Related to this answer: Find k in $(1−2k)x^2−(3k+4)x+2=0$ given facts about the roots.
In the partial fraction decomposition of $\frac{1}{(x-1)(x+1)} = \frac{A}{x-1} + \frac{B}{x+1}$, we have:
$0x + 1 = A(x+1) + B(x-1) \to A+B = 0$, $A - B = 1$, where we have matched coefficients.
On the other hand, suppose I was given a quadratic equation
$$(1−2k)x^2−(3k+4)x+2=0$$
and said that its two roots are
$$x_1 = 1, x_2 = 1$$.
It is clear that $k = -1/5$.
However, if $x_1 = 1, x_2 = 1$, it is correct to say that $x^2 - 2x + 1 = 0$.
Since $(1−2k)x^2−(3k+4)x+2=0$ is quadratic, $(1−2k)\ne0$.
$\to x^2−\frac{(3k+4)}{(1−2k)}x+\frac{2}{(1−2k)}=0$
$\to x^2 - 2x + 1 = 0 = x^2−\frac{(3k+4)}{(1−2k)}x+\frac{2}{(1−2k)}$
$\to x^2 - 2x + 1 = x^2−\frac{(3k+4)}{(1−2k)}x+\frac{2}{(1−2k)}$
$\to - 2x + 1 = −\frac{(3k+4)}{(1−2k)}x+\frac{2}{(1−2k)}$
Assuming we can compare coefficients, we have
$- 2 = −\frac{(3k+4)}{(1−2k)}$
$1 = \frac{2}{(1−2k)}$
giving two values of k.
On the other hand, I am doubtful we can compare coefficients because this time we know x = 1. Plugging in x = 1 into:
$- 2x + 1 = −\frac{(3k+4)}{(1−2k)}x+\frac{2}{(1−2k)}$, we get a unique value of k.

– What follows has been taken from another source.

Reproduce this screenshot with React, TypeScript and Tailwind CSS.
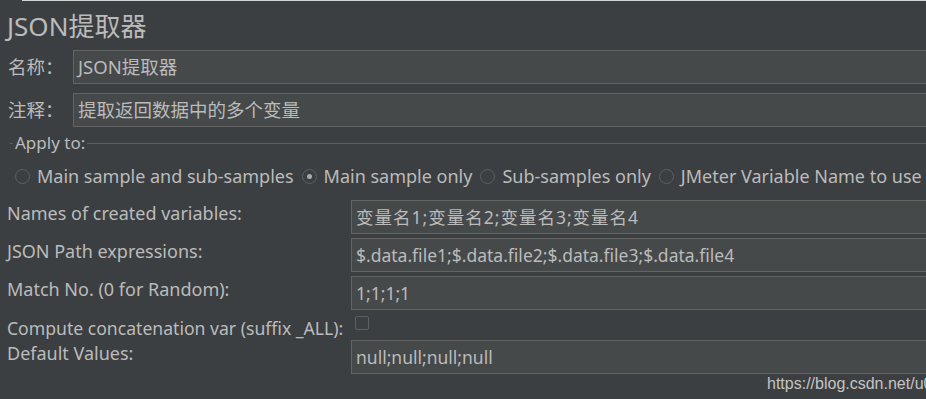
const font = { fontFamily: '"Noto Sans", "Noto Sans CJK SC", sans-serif' };

function Field({ value, className = '' }: { value: string; className?: string }) {
  return (
    <div
      className={`flex h-[34px] flex-1 items-center border border-[#646464] bg-[#45494a] pl-[4px] -mr-[4px] text-[#bbbbbb] ${className}`}
    >
      <span className="whitespace-nowrap">{value}</span>
    </div>
  );
}

function Radio({ label, checked = false }: { label: string; checked?: boolean }) {
  return (
    <div className="flex items-center gap-[7px]">
      <span className="flex h-[15px] w-[15px] items-center justify-center rounded-full border border-[#5e6163] bg-[#3c3f41]">
        {checked && <span className="h-[5px] w-[5px] rounded-full bg-[#a9abad]" />}
      </span>
      <span className="whitespace-nowrap">{label}</span>
    </div>
  );
}

const rows = [
  { label: 'Names of created variables:', value: '变量名1;变量名2;变量名3;变量名4', wide: true },
  { label: 'JSON Path expressions:', value: '$.data.file1;$.data.file2;$.data.file3;$.data.file4' },
  { label: 'Match No. (0 for Random):', value: '1;1;1;1' },
];

export default function App() {
  return (
    <div
      className="flex h-[399px] w-[926px] flex-col overflow-hidden bg-[#3c3f41] text-[#bbbbbb]"
      style={font}
    >
      <div className="ml-[22px] h-px bg-[#d4d4d4]" />

      <div className="flex h-[49px] items-center pl-[7px] text-[26px] leading-none">JSON提取器</div>

      <div className="flex items-center text-[18.5px]">
        <span className="w-[73px] shrink-0 pl-[8px]">名称：</span>
        <Field value="JSON提取器" />
      </div>
      <div className="mt-[9px] flex items-center text-[18.5px]">
        <span className="w-[73px] shrink-0 pl-[8px]">注释：</span>
        <Field value="提取返回数据中的多个变量" />
      </div>

      <div className="mt-[4px] flex items-center text-[17px]">
        <span className="ml-[10px] h-px w-[3px] bg-[#5b5e60]" />
        <span className="px-[2px] leading-[24px]">Apply to:</span>
        <span className="h-px flex-1 bg-[#5b5e60]" />
      </div>

      <div className="mt-[9px] flex items-center gap-[8px] pl-[15px] text-[18px] leading-[24px]">
        <Radio label="Main sample and sub-samples" />
        <Radio label="Main sample only" checked />
        <Radio label="Sub-samples only" />
        <Radio label="JMeter Variable Name to use" />
      </div>

      <div className="mt-[12px] flex flex-col text-[18px]">
        {rows.map((r, i) => (
          <div key={i} className={`flex items-start ${i > 0 ? 'mt-[4px]' : ''}`}>
            <span className="w-[351px] shrink-0 pl-[7px] pt-[2px] leading-[22px]">{r.label}</span>
            <Field value={r.value} className={r.wide ? 'text-[17.5px] tracking-[1px]' : 'text-[17.5px]'} />
          </div>
        ))}
        <div className="flex h-[30px] items-start">
          <span className="w-[351px] shrink-0 whitespace-nowrap pl-[7px] pt-[7px] text-[17.6px] leading-[22px]">
            Compute concatenation var (suffix _ALL):
          </span>
          <span className="ml-[4px] mt-[6px] h-[14px] w-[14px] shrink-0 rounded-[2px] border border-[#5e6163]" />
        </div>
        <div className="flex items-start">
          <span className="w-[351px] shrink-0 pl-[7px] pt-[2px] leading-[22px]">Default Values:</span>
          <Field value="null;null;null;null" className="text-[17.5px]" />
        </div>
        <div className="mt-px flex">
          <span className="w-[767px] shrink-0" />
          <span
            className="whitespace-nowrap text-[16px] leading-[18px] text-[#c4c4c4]"
            style={{ fontFamily: '"Liberation Sans", Arial, sans-serif' }}
          >
            https://blog.csdn.net/u0
          </span>
        </div>
      </div>
    </div>
  );
}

It seems we are allowed to compare coefficients in the partial fraction decomposition problem but not in the quadratic equation problem. Is that right? Why/Why not?

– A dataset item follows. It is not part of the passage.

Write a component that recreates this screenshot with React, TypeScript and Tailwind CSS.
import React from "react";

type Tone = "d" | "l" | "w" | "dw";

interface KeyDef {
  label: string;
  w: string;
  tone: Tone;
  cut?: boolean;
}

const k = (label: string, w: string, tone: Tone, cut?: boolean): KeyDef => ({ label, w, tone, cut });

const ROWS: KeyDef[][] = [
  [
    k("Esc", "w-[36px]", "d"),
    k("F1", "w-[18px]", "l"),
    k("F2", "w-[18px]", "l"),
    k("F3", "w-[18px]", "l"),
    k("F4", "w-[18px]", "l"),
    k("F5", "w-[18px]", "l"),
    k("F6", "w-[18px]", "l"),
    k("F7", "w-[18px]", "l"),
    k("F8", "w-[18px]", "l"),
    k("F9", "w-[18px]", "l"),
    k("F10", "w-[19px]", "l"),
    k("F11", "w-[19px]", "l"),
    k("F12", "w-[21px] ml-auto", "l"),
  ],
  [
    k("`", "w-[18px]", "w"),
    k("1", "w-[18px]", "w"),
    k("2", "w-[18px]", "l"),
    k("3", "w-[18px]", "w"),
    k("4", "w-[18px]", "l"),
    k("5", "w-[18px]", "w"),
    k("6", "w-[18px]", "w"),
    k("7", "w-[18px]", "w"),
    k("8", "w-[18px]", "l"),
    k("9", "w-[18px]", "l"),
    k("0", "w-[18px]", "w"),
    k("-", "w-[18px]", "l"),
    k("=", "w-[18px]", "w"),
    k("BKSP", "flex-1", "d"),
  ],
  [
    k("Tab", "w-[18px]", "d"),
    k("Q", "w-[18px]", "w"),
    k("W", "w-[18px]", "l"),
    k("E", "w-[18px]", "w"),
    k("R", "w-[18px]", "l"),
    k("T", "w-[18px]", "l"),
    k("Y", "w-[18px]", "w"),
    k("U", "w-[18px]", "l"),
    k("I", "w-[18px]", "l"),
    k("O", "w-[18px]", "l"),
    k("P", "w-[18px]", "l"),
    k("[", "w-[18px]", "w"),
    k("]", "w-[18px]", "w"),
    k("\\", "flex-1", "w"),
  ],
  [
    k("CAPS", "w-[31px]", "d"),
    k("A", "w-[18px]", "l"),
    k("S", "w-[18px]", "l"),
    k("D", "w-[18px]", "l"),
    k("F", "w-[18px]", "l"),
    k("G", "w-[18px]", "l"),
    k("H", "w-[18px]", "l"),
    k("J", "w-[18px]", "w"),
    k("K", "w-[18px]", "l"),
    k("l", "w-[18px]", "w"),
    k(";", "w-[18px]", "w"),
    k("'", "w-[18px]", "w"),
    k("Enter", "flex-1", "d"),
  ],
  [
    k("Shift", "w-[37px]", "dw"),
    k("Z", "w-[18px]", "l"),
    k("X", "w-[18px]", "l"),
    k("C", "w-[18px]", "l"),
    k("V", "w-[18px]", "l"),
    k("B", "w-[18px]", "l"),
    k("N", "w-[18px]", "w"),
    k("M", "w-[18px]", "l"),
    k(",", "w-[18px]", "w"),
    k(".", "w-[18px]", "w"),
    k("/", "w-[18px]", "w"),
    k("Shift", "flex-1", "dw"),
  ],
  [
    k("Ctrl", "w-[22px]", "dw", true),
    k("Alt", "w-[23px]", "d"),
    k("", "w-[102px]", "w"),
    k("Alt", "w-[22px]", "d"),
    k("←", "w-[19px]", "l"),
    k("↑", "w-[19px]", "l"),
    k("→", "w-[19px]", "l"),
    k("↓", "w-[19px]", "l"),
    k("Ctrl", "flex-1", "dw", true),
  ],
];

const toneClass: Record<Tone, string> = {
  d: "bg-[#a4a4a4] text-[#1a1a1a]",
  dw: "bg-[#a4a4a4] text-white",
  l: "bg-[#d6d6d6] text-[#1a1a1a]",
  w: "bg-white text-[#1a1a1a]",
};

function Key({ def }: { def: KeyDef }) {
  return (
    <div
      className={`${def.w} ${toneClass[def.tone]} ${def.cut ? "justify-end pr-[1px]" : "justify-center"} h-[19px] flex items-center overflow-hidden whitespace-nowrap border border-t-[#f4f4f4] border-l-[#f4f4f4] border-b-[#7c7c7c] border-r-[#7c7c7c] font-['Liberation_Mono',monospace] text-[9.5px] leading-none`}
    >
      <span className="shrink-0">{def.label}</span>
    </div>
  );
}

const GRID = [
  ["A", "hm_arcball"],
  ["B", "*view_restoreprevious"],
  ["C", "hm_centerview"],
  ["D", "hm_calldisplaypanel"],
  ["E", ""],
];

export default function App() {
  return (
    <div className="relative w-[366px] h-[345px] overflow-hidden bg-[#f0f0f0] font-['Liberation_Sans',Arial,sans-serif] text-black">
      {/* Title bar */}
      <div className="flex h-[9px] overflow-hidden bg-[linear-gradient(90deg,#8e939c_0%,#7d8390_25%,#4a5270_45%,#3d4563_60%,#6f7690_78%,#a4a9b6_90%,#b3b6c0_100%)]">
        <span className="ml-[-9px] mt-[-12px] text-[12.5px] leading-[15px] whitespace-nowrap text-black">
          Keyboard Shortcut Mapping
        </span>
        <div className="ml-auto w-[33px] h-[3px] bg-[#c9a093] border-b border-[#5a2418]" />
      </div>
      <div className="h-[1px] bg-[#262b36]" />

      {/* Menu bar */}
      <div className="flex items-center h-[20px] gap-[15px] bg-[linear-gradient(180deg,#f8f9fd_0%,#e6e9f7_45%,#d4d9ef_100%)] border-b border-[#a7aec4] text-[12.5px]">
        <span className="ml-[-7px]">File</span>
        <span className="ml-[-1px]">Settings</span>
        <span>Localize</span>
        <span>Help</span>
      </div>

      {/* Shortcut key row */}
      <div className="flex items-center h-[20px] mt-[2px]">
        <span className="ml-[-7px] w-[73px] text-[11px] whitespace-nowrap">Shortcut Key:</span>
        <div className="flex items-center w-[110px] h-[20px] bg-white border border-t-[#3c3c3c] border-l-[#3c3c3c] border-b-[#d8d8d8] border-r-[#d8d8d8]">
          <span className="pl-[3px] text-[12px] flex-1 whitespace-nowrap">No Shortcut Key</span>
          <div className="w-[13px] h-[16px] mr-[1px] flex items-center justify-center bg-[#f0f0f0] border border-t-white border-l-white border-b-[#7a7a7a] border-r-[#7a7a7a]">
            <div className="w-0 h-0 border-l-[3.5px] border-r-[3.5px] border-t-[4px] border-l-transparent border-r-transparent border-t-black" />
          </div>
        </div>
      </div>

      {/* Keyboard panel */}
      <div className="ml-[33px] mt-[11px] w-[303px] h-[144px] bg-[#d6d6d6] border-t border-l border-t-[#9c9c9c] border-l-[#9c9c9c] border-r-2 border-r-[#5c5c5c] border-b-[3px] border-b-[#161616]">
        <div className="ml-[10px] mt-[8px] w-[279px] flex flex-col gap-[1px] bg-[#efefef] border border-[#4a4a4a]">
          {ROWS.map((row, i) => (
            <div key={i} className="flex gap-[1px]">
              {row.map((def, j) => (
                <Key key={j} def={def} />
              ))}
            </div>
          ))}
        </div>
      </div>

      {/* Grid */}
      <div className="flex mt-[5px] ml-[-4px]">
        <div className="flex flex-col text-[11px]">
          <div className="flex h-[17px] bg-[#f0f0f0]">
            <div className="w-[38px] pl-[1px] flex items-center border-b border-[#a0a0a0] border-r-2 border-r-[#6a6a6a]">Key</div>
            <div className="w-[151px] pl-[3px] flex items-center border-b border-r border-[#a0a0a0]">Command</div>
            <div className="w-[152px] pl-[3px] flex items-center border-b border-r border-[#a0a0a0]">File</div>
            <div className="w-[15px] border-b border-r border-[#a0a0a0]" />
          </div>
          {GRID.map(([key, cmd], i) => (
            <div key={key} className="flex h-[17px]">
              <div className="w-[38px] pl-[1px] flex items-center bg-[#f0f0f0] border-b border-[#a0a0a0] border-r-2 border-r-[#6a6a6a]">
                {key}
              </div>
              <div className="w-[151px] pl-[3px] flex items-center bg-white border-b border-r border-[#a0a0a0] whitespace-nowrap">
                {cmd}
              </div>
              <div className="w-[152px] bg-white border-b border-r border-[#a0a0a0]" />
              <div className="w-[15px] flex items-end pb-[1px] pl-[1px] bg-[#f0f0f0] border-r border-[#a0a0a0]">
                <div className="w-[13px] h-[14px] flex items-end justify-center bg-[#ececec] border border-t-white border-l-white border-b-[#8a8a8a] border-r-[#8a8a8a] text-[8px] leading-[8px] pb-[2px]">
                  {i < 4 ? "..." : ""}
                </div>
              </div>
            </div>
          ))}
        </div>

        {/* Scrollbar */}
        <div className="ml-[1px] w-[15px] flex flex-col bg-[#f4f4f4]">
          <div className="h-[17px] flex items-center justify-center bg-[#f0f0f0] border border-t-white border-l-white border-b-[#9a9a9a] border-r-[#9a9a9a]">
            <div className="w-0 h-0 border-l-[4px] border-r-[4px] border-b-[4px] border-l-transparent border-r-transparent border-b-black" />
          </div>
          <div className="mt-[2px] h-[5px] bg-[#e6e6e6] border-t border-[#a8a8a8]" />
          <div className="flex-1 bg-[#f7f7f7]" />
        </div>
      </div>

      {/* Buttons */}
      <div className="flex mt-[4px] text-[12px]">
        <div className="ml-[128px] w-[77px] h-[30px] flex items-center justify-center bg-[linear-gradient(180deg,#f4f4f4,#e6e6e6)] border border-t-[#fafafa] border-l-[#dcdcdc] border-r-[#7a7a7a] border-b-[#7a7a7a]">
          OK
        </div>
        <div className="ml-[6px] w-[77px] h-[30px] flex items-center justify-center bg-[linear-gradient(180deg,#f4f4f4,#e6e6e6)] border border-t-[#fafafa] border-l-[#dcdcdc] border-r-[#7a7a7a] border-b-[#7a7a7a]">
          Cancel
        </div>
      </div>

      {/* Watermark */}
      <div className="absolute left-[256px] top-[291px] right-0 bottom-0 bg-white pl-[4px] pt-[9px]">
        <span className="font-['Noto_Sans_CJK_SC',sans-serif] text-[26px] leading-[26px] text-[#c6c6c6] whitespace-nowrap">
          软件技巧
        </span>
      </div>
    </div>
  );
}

I don't think the problem has to do with comparing coefficients. The problem is that you "say" that the roots are $x_1=x_2=1$. You can't say that because you only have one parameter $k$ and you can't use it to fix both roots. As mathlove points out in a comment, upon substituting $k=-1/5$, the resulting equation doesn't in fact have a double root at $x=1$. Thus none of the conclusions that you draw from this fiat are valid.